The dream began in an industrial building, many floors, everyone uses the center of the building as a “thruway” between one street and another.  The building is dark, dusty, fairly empty, and the only light comes from outside.  I am naked. I am trying to cover myself with my hands as I run or sneak through this building, trying to get to another part of the street. There is something on the other side I have to accomplish maybe, but I am not sure what.  I am outside on the street now. Old bricks, rounded, cobbles, low light, couples or groups everywhere laughing and enjoying themselves.  It feels like a movie set I might have seen at Orlando Studios where real life blends with the movies.  It adds to the unreality of the dream.  I stumble and sneak through a building that is a multi-level bar and hotel. Despite my urgency and situation, I notice how beautiful the rooms are, the low lighting, decorations.   People are watching TV screens and drinking, totally unaware I am among them naked, and I am relieved.  I pass through the building, come out the other side.  There is what looks like a Halloween scene that young people would pass through for fun, where manikins and papier mache decorations shaped like green glow in the dark demons, skeletons, and large-bodied creatures like hippos rise up out of the mud, slowly, jerky, and I have to walk through their mud and on top of their bodies to get away, to get to this place I need to be, and I do so without hesitation but I am afraid because it all feels too real.   They rise up silently, muddy, scary, and I see a discarded blanket of some sort against a wall, a kind of basic quilted blanket a mover would use to cover furniture.
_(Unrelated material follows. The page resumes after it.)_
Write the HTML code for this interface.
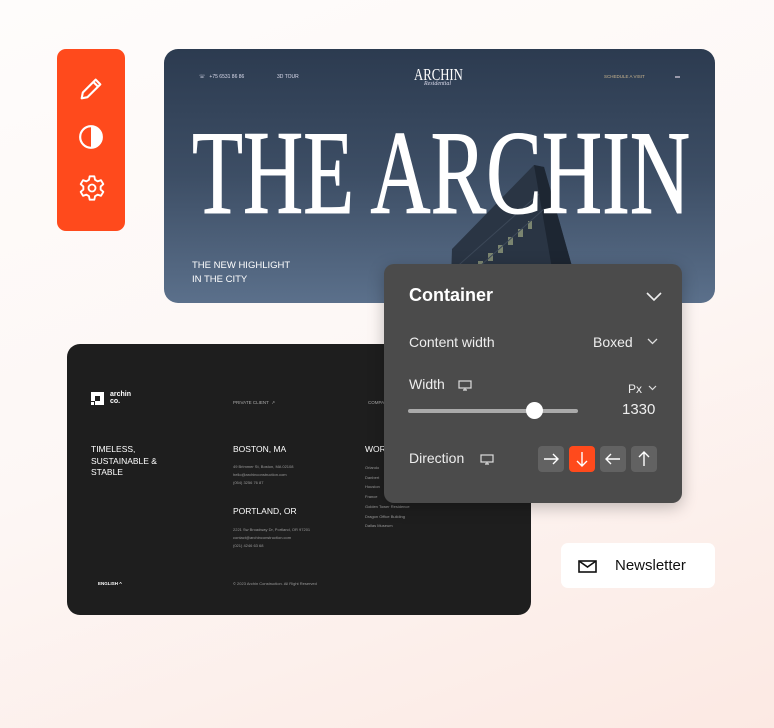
<!DOCTYPE html>
<html><head><meta charset="utf-8"><style>
*{margin:0;padding:0;box-sizing:border-box}
body{width:774px;height:728px;overflow:hidden;font-family:"Liberation Sans",sans-serif;background:linear-gradient(160deg,#fefcfb 0%,#fdf7f5 50%,#fce9e3 100%);position:relative}
.abs{position:absolute}
.tool{left:57px;top:49px;width:68px;height:182px;background:#ff4a1c;border-radius:9px}
.hero{left:164px;top:49px;width:551px;height:254px;border-radius:14px;overflow:hidden;background:linear-gradient(180deg,#2c3b50 0%,#3d4e65 50%,#5b708b 100%)}
.foot{left:67px;top:344px;width:464px;height:271px;border-radius:13px;background:#1e1e1e;color:#fff}
.panel{left:384px;top:264px;width:298px;height:239px;border-radius:10px;background:#4b4b4b;color:#eee;box-shadow:0 4px 16px rgba(0,0,0,.25)}
.news{left:561px;top:543px;width:154px;height:45px;background:#fff;border-radius:7px}
.t{position:absolute;white-space:nowrap}
.sm{font-size:4px;color:#9a9a9a}
.btn{position:absolute;top:182px;width:26px;height:26px;border-radius:4px;background:#626262}
</style></head><body>
<div class="abs tool">
<svg class="abs" style="left:20px;top:26px" width="28" height="28" viewBox="0 0 24 24" fill="none" stroke="#fff" stroke-width="1.8" stroke-linejoin="round"><path d="M4 20l1-5L16 4l4 4L9 19z M14 6l4 4"/></svg>
<svg class="abs" style="left:21px;top:75px" width="26" height="26" viewBox="0 0 24 24"><circle cx="12" cy="12" r="10" fill="none" stroke="#fff" stroke-width="2"/><path d="M12 2a10 10 0 0 1 0 20z" fill="#fff"/></svg>
<svg class="abs" style="left:21px;top:125px" width="28" height="28" viewBox="0 0 24 24" fill="none" stroke="#fff" stroke-width="1.6" stroke-linejoin="round"><path d="M10 2h4l.6 3 2.2 1.3 2.9-1 2 3.4-2.3 2v2.6l2.3 2-2 3.4-2.9-1L14.6 19 14 22h-4l-.6-3-2.2-1.3-2.9 1-2-3.4 2.3-2v-2.6l-2.3-2 2-3.4 2.9 1L9.4 5z"/><circle cx="12" cy="12" r="3"/></svg>
</div>
<div class="abs hero">
<svg class="abs" style="left:280px;top:110px" width="160" height="150" viewBox="0 0 160 150"><path d="M6 150L8 90 90 6 100 8 140 150z" fill="#2a3544"/><path d="M90 6l10 2 40 142h-25z" fill="#1d2632"/><g fill="#8a9478" opacity=".85"><rect x="14" y="118" width="5" height="8"/><rect x="24" y="110" width="5" height="8"/><rect x="34" y="102" width="5" height="8"/><rect x="44" y="94" width="5" height="8"/><rect x="54" y="86" width="5" height="8"/><rect x="64" y="78" width="5" height="8"/><rect x="74" y="70" width="5" height="8"/><rect x="84" y="62" width="4" height="8"/></g><g stroke="#3c4858" stroke-width="1"><path d="M8 132L100 50M8 112L95 35"/></g></svg>
<div class="t" style="left:35px;top:25px;font-size:5px;color:#dde">☏ &nbsp;&nbsp;+75 6531 86 86</div>
<div class="t" style="left:113px;top:25px;font-size:5px;color:#dde">3D TOUR</div>
<div class="t" style="left:250px;top:16px;font-family:'Liberation Serif',serif;font-size:17px;color:#fff;transform:scaleX(.75);transform-origin:left">ARCHIN</div>
<div class="t" style="left:260px;top:32px;font-family:'Liberation Serif',serif;font-style:italic;font-size:6px;color:#dde">Residential</div>
<div class="t" style="left:440px;top:25px;font-size:4.5px;color:#c9b48e">SCHEDULE A VISIT</div>
<div class="abs" style="left:511px;top:27px;width:5px;height:2px;background:#99a"></div>
<div class="t" style="left:28px;top:64px;font-family:'Liberation Serif',serif;font-size:120px;line-height:120px;color:#fff;transform:scaleX(.695);transform-origin:left;-webkit-text-stroke:1px #fff">THE ARCHIN</div>
<div class="t" style="left:28px;top:210px;font-size:9.5px;line-height:14px;color:#fff">THE NEW HIGHLIGHT<br>IN THE CITY</div>
</div>
<div class="abs foot">
<svg class="abs" style="left:24px;top:48px" width="13" height="13" viewBox="0 0 13 13"><path d="M0 0h13v13H4V9h5V4H4v5H0z" fill="#fff"/><rect x="0" y="10" width="3" height="3" fill="#fff"/></svg>
<div class="t" style="left:43px;top:47px;font-size:7px;line-height:7px;font-weight:bold">archin<br>co.</div>
<div class="t" style="left:166px;top:56px;font-size:4.5px;color:#aaa">PRIVATE CLIENT &nbsp;↗</div>
<div class="t" style="left:301px;top:56px;font-size:4.5px;color:#aaa">COMPANY</div>
<div class="t" style="left:24px;top:100px;font-size:8.5px;line-height:11.5px">TIMELESS,<br>SUSTAINABLE &amp;<br>STABLE</div>
<div class="t" style="left:166px;top:100px;font-size:8.5px">BOSTON, MA</div>
<div class="t sm" style="left:166px;top:119px;line-height:8px">49 Brimmer St, Boston, MA 02108<br>hello@archinconstruction.com<br>(054) 3256 76 87</div>
<div class="t" style="left:166px;top:162px;font-size:8.5px">PORTLAND, OR</div>
<div class="t sm" style="left:166px;top:182px;line-height:8px">2221 Sw Broadway Dr, Portland, OR 97201<br>contact@archinconstruction.com<br>(021) 4246 63 68</div>
<div class="t" style="left:298px;top:100px;font-size:8.5px">WORKS</div>
<div class="t sm" style="left:298px;top:119px;line-height:9.7px">Orlando<br>Danbert<br>Houston<br>France<br>Golden Tower Residence<br>Dragon Office Building<br>Dallas Museum</div>
<div class="t" style="left:31px;top:237px;font-size:4.5px;font-weight:bold">ENGLISH ^</div>
<div class="t sm" style="left:166px;top:237px">© 2023 Archin Construction. All Right Reserved</div>
</div>
<div class="abs panel">
<div class="t" style="left:25px;top:21px;font-size:18px;font-weight:bold;color:#fff">Container</div>
<svg class="abs" style="left:262px;top:28px" width="16" height="10" viewBox="0 0 16 10" fill="none" stroke="#eee" stroke-width="1.6"><path d="M1 1l7 7 7-7"/></svg>
<div class="t" style="left:25px;top:70px;font-size:14px">Content width</div>
<div class="t" style="left:209px;top:70px;font-size:14px">Boxed</div>
<svg class="abs" style="left:263px;top:74px" width="11" height="7" viewBox="0 0 11 7" fill="none" stroke="#ddd" stroke-width="1.3"><path d="M1 1l4.5 4.5L10 1"/></svg>
<div class="t" style="left:25px;top:112px;font-size:14px">Width</div>
<svg class="abs" style="left:74px;top:116px" width="14" height="11" viewBox="0 0 14 11" fill="none" stroke="#ddd" stroke-width="1.2"><rect x="1" y="1" width="12" height="7"/><path d="M5 10h4M7 8v2"/></svg>
<div class="t" style="left:244px;top:118px;font-size:12px">Px</div>
<svg class="abs" style="left:264px;top:121px" width="9" height="6" viewBox="0 0 9 6" fill="none" stroke="#ddd" stroke-width="1.2"><path d="M1 1l3.5 3.5L8 1"/></svg>
<div class="abs" style="left:24px;top:145px;width:170px;height:4px;border-radius:2px;background:#aaa"></div>
<div class="abs" style="left:142px;top:138px;width:17px;height:17px;border-radius:50%;background:#fff"></div>
<div class="t" style="left:238px;top:137px;font-size:15px">1330</div>
<div class="t" style="left:25px;top:186px;font-size:14px">Direction</div>
<svg class="abs" style="left:96px;top:190px" width="14" height="11" viewBox="0 0 14 11" fill="none" stroke="#ddd" stroke-width="1.2"><rect x="1" y="1" width="12" height="7"/><path d="M5 10h4M7 8v2"/></svg>
<div class="btn" style="left:154px"><svg width="26" height="26" viewBox="0 0 26 26" fill="none" stroke="#fff" stroke-width="1.4"><path d="M6 13h14M15 8l5 5-5 5"/></svg></div>
<div class="btn" style="left:185px;background:#ff4a1c"><svg width="26" height="26" viewBox="0 0 26 26" fill="none" stroke="#fff" stroke-width="1.4"><path d="M13 6v14M8 15l5 5 5-5"/></svg></div>
<div class="btn" style="left:216px"><svg width="26" height="26" viewBox="0 0 26 26" fill="none" stroke="#fff" stroke-width="1.4"><path d="M20 13H6M11 8l-5 5 5 5"/></svg></div>
<div class="btn" style="left:247px"><svg width="26" height="26" viewBox="0 0 26 26" fill="none" stroke="#fff" stroke-width="1.4"><path d="M13 20V6M8 11l5-5 5 5"/></svg></div>
</div>
<div class="abs news">
<svg class="abs" style="left:17px;top:17px" width="19" height="13" viewBox="0 0 19 13" fill="none" stroke="#111" stroke-width="1.6"><rect x="1" y="1" width="17" height="11"/><path d="M1 1l8.5 6L18 1"/></svg>
<div class="t" style="left:54px;top:14px;font-size:15px;color:#111">Newsletter</div>
</div>
</body></html>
It is old and muddy, but I take it and wrap myself in it, and now I move faster through this graveyard of fake creatures that still frighten me.  Damp side streets, glistening, I look at the skyline, trying to find the building I was once in, trying to make my way back to it so I could cross through again, but it’s nowhere to be found.  Now there are two giant wolves following me. The black one is at my right side and he bites my right hand and wrist, biting, gnawing, and I try to shoo him away but he will not let go.  There is a white wolf just behind my right leg and she is along for the ride, not interested in me but just accompanying the black.  He keeps biting me and I keep half-running down the streets trying to find my way back.

At last I find buses that are lined up waiting to take people wherever.  The wolves are gone.  I get on a bus, noting they have the flat-faced windshield, headlights, and front of the buses I used to ride when I grew up in the city.  I climbed on. The driver was a very young man in a pressed white shirt, bow-tie, and slacks. He was way too enthusiastic talking about the ride to wherever, then he took his seat.  The bus began to move and two people took the front stage of the bus.  (The bus had a few seats, and most of the front was reserved for the performers platform up front.)  The man was elderly, dirty, and began to whittle a 3-foot log.  The woman next to him was elderly, overweight, wearing a dirty tank top and shorts, no shoes, and did not care that her saucer-sized nipples were on full view to the whole world. She lifted up a fiddle and began to play while her compatriot whittled and I wondered where this bus would take me.  It drove on modern highways with modern signs, and that was the end of the dream.